▶ _WRITTEN REQUEST_:
Transcribe all of the material exactly, except for its pictures.

▶ _Stored dataset items_:
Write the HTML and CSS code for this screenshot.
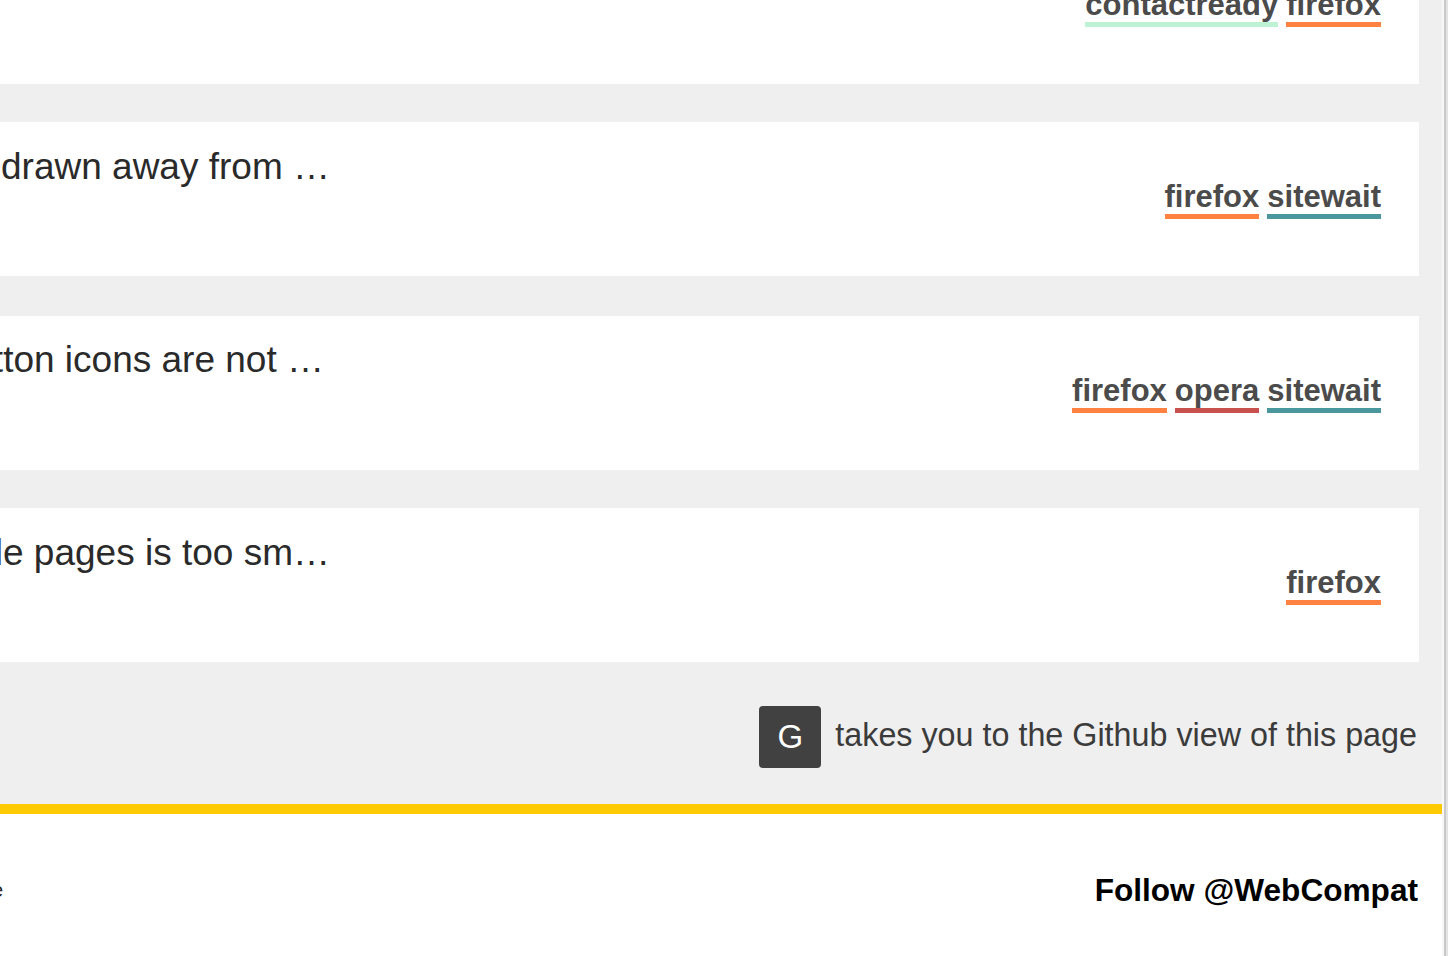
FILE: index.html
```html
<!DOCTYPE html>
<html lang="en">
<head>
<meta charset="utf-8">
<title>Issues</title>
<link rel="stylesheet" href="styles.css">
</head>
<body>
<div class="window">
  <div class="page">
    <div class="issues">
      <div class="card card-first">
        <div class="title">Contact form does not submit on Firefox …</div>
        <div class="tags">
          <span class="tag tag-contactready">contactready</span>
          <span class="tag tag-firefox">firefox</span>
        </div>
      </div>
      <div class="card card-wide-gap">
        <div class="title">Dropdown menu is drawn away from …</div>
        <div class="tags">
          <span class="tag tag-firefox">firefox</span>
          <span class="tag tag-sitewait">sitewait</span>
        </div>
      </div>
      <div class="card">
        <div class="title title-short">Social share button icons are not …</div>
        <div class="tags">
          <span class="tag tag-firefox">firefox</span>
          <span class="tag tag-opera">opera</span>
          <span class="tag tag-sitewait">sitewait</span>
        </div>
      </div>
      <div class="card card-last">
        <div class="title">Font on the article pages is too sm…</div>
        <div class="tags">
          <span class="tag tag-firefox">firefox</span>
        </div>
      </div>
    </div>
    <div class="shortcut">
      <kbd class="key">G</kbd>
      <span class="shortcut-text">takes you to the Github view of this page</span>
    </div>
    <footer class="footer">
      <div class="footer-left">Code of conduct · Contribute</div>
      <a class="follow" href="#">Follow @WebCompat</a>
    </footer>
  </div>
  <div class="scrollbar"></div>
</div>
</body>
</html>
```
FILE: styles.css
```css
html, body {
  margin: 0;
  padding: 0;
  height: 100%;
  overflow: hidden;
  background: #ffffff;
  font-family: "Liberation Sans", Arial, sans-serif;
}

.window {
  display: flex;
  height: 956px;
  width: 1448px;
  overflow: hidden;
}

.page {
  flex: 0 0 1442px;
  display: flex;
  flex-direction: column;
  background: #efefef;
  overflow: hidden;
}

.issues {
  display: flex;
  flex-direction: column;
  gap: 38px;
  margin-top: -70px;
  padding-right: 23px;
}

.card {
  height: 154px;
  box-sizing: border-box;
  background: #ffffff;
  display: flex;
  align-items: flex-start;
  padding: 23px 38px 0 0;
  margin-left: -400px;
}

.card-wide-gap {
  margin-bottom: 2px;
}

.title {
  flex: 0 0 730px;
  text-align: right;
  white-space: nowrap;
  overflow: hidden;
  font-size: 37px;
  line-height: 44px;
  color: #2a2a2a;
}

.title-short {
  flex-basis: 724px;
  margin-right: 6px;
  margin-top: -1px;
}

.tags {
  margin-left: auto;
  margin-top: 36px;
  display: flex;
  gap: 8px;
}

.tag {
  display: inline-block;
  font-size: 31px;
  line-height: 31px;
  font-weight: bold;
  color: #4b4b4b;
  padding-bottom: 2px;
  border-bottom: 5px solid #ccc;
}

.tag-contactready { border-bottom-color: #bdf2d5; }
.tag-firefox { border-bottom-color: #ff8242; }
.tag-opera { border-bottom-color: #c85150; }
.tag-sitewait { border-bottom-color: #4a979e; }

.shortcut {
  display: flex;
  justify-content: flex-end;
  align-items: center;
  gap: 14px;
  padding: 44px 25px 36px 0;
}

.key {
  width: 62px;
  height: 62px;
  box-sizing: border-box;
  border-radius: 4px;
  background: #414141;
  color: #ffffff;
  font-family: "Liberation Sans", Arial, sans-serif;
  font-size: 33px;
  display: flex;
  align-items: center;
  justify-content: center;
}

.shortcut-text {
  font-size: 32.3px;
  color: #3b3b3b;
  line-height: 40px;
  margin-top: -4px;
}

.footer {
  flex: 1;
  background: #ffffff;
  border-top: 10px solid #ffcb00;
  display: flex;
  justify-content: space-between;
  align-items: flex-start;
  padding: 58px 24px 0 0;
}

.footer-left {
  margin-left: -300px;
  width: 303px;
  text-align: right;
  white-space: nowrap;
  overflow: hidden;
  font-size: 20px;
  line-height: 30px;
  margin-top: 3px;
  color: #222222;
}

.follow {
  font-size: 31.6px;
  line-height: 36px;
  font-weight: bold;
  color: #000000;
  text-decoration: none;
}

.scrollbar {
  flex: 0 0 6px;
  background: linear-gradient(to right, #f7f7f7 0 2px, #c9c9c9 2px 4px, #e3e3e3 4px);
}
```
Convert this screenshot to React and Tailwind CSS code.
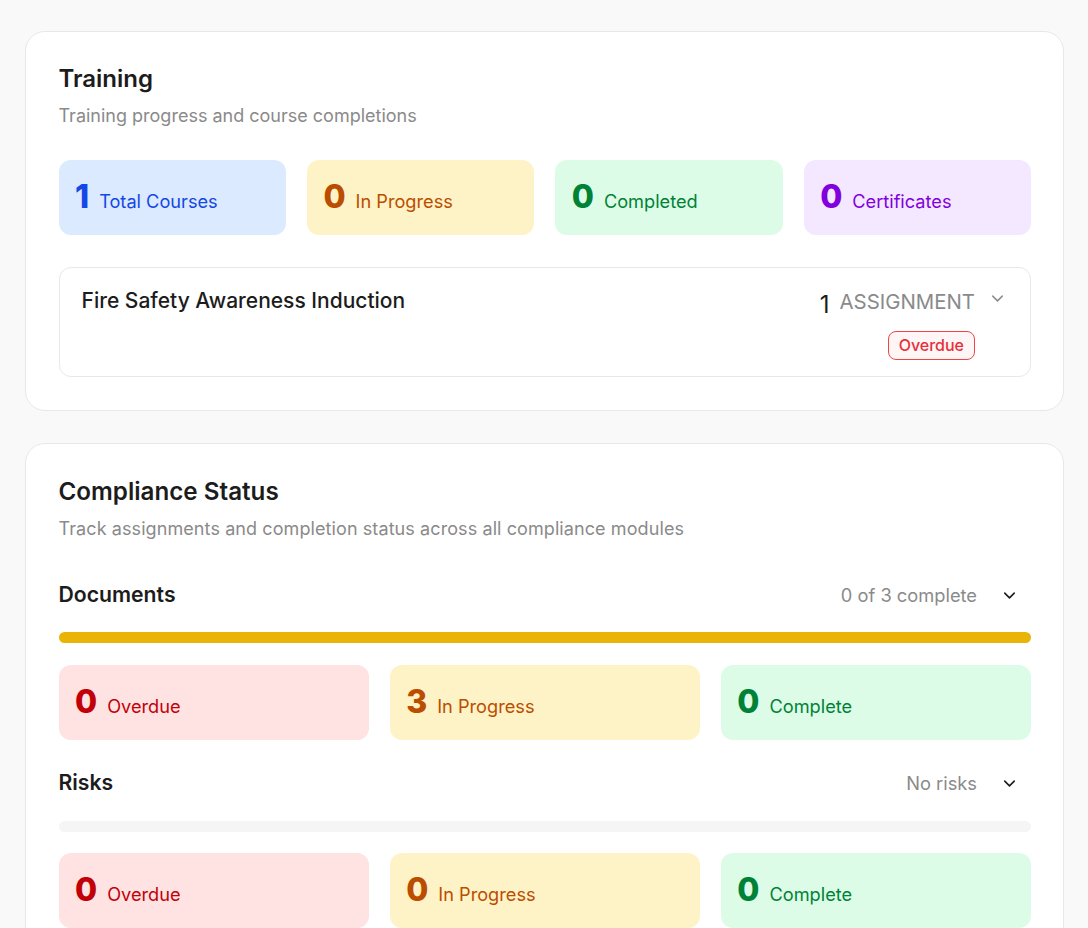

▶ _FULL SOLUTION_:
Write the HTML and CSS code for this screenshot.
FILE: index.html
```html
<!DOCTYPE html>
<html lang="en">
<head>
<meta charset="utf-8">
<title>Issues</title>
<link rel="stylesheet" href="styles.css">
</head>
<body>
<div class="window">
  <div class="page">
    <div class="issues">
      <div class="card card-first">
        <div class="title">Contact form does not submit on Firefox …</div>
        <div class="tags">
          <span class="tag tag-contactready">contactready</span>
          <span class="tag tag-firefox">firefox</span>
        </div>
      </div>
      <div class="card card-wide-gap">
        <div class="title">Dropdown menu is drawn away from …</div>
        <div class="tags">
          <span class="tag tag-firefox">firefox</span>
          <span class="tag tag-sitewait">sitewait</span>
        </div>
      </div>
      <div class="card">
        <div class="title title-short">Social share button icons are not …</div>
        <div class="tags">
          <span class="tag tag-firefox">firefox</span>
          <span class="tag tag-opera">opera</span>
          <span class="tag tag-sitewait">sitewait</span>
        </div>
      </div>
      <div class="card card-last">
        <div class="title">Font on the article pages is too sm…</div>
        <div class="tags">
          <span class="tag tag-firefox">firefox</span>
        </div>
      </div>
    </div>
    <div class="shortcut">
      <kbd class="key">G</kbd>
      <span class="shortcut-text">takes you to the Github view of this page</span>
    </div>
    <footer class="footer">
      <div class="footer-left">Code of conduct · Contribute</div>
      <a class="follow" href="#">Follow @WebCompat</a>
    </footer>
  </div>
  <div class="scrollbar"></div>
</div>
</body>
</html>
```
FILE: styles.css
```css
html, body {
  margin: 0;
  padding: 0;
  height: 100%;
  overflow: hidden;
  background: #ffffff;
  font-family: "Liberation Sans", Arial, sans-serif;
}

.window {
  display: flex;
  height: 956px;
  width: 1448px;
  overflow: hidden;
}

.page {
  flex: 0 0 1442px;
  display: flex;
  flex-direction: column;
  background: #efefef;
  overflow: hidden;
}

.issues {
  display: flex;
  flex-direction: column;
  gap: 38px;
  margin-top: -70px;
  padding-right: 23px;
}

.card {
  height: 154px;
  box-sizing: border-box;
  background: #ffffff;
  display: flex;
  align-items: flex-start;
  padding: 23px 38px 0 0;
  margin-left: -400px;
}

.card-wide-gap {
  margin-bottom: 2px;
}

.title {
  flex: 0 0 730px;
  text-align: right;
  white-space: nowrap;
  overflow: hidden;
  font-size: 37px;
  line-height: 44px;
  color: #2a2a2a;
}

.title-short {
  flex-basis: 724px;
  margin-right: 6px;
  margin-top: -1px;
}

.tags {
  margin-left: auto;
  margin-top: 36px;
  display: flex;
  gap: 8px;
}

.tag {
  display: inline-block;
  font-size: 31px;
  line-height: 31px;
  font-weight: bold;
  color: #4b4b4b;
  padding-bottom: 2px;
  border-bottom: 5px solid #ccc;
}

.tag-contactready { border-bottom-color: #bdf2d5; }
.tag-firefox { border-bottom-color: #ff8242; }
.tag-opera { border-bottom-color: #c85150; }
.tag-sitewait { border-bottom-color: #4a979e; }

.shortcut {
  display: flex;
  justify-content: flex-end;
  align-items: center;
  gap: 14px;
  padding: 44px 25px 36px 0;
}

.key {
  width: 62px;
  height: 62px;
  box-sizing: border-box;
  border-radius: 4px;
  background: #414141;
  color: #ffffff;
  font-family: "Liberation Sans", Arial, sans-serif;
  font-size: 33px;
  display: flex;
  align-items: center;
  justify-content: center;
}

.shortcut-text {
  font-size: 32.3px;
  color: #3b3b3b;
  line-height: 40px;
  margin-top: -4px;
}

.footer {
  flex: 1;
  background: #ffffff;
  border-top: 10px solid #ffcb00;
  display: flex;
  justify-content: space-between;
  align-items: flex-start;
  padding: 58px 24px 0 0;
}

.footer-left {
  margin-left: -300px;
  width: 303px;
  text-align: right;
  white-space: nowrap;
  overflow: hidden;
  font-size: 20px;
  line-height: 30px;
  margin-top: 3px;
  color: #222222;
}

.follow {
  font-size: 31.6px;
  line-height: 36px;
  font-weight: bold;
  color: #000000;
  text-decoration: none;
}

.scrollbar {
  flex: 0 0 6px;
  background: linear-gradient(to right, #f7f7f7 0 2px, #c9c9c9 2px 4px, #e3e3e3 4px);
}
```
Convert this screenshot to React and Tailwind CSS code.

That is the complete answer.